Griffin previously worked as a detective with the Vice Operations Unit of the San Diego Police Department, a unit tasked with dismantling the very businesses he operated and promoted for personal profit. Throughout the course of the scheme, Griffin used the experience and skills he acquired through his work as a vice detective – and in at least one instance, his badge – to help the businesses evade law enforcement, thwart regulatory inspections, investigations, and any official action against the businesses, conceal evidence, and maintain a façade of legitimacy. On another occasion, Griffin told an employee that he was a former police officer and instructed her not to “open [her] mouth” about her employment at the illicit massage business. Griffin also used resources he had access to by virtue of his private investigator license to obtain information on customers and employees on behalf of the illicit massage businesses. During the scheme, the defendants encouraged and expected employees to perform commercial sexual services inside the businesses and relied on Griffin’s law enforcement background to help conceal the criminal conduct. When one employee initially refused to perform commercial sexual services, one of the defendants instructed her to “leave [her] morals in China” in order to “make the customers happy.”

“The defendant – a former vice detective who once took an oath to uphold our laws – knew more than most that illicit massage businesses cruelly profit by exploiting women for commercial sex,” said Assistant Attorney General Kristen Clarke of the Justice Department’s Civil Rights Division. “We are committed to prosecuting the proprietors of these illegal businesses, and to shining a light on those places where sexual exploitation and trafficking persist.”

“Peter Griffin misused the expertise acquired during his time as a vice detective and abused the respect that came with his badge – all to ensure that his ‘massage parlors’ operated under the radar for his personal financial gain,” said Assistant Attorney General Kenneth A. Polite, Jr. of the Justice Department’s Criminal Division. “The guilty pleas of Griffin and his co-defendants underscore the Justice Department’s commitment to holding accountable those who profit from crime, particularly crimes that involve the exploitation of vulnerable populations and the abuse of trust that communities place in law enforcement.”
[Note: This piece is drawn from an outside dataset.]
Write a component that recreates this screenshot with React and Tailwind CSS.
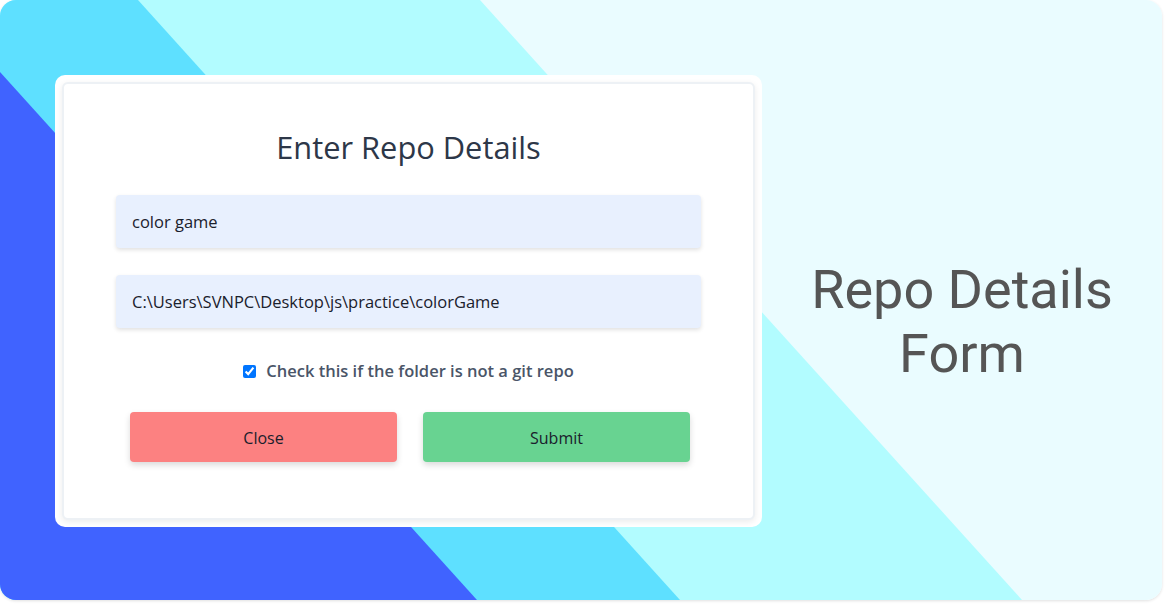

Griffin pleaded guilty to conspiring to violate the Interstate Travel in Aid of Racketeering Act (ITAR) by using facilities in interstate commerce to promote and facilitate businesses involving prostitution, and to wire fraud conspiracy and money laundering, for which he faces a maximum penalty of 30 years in prison. Hernandez, Tan, and Ott, who managed the different illicit massage businesses in Griffin’s network, each pleaded guilty to misprision of a felony and face maximum penalties of three years in prison.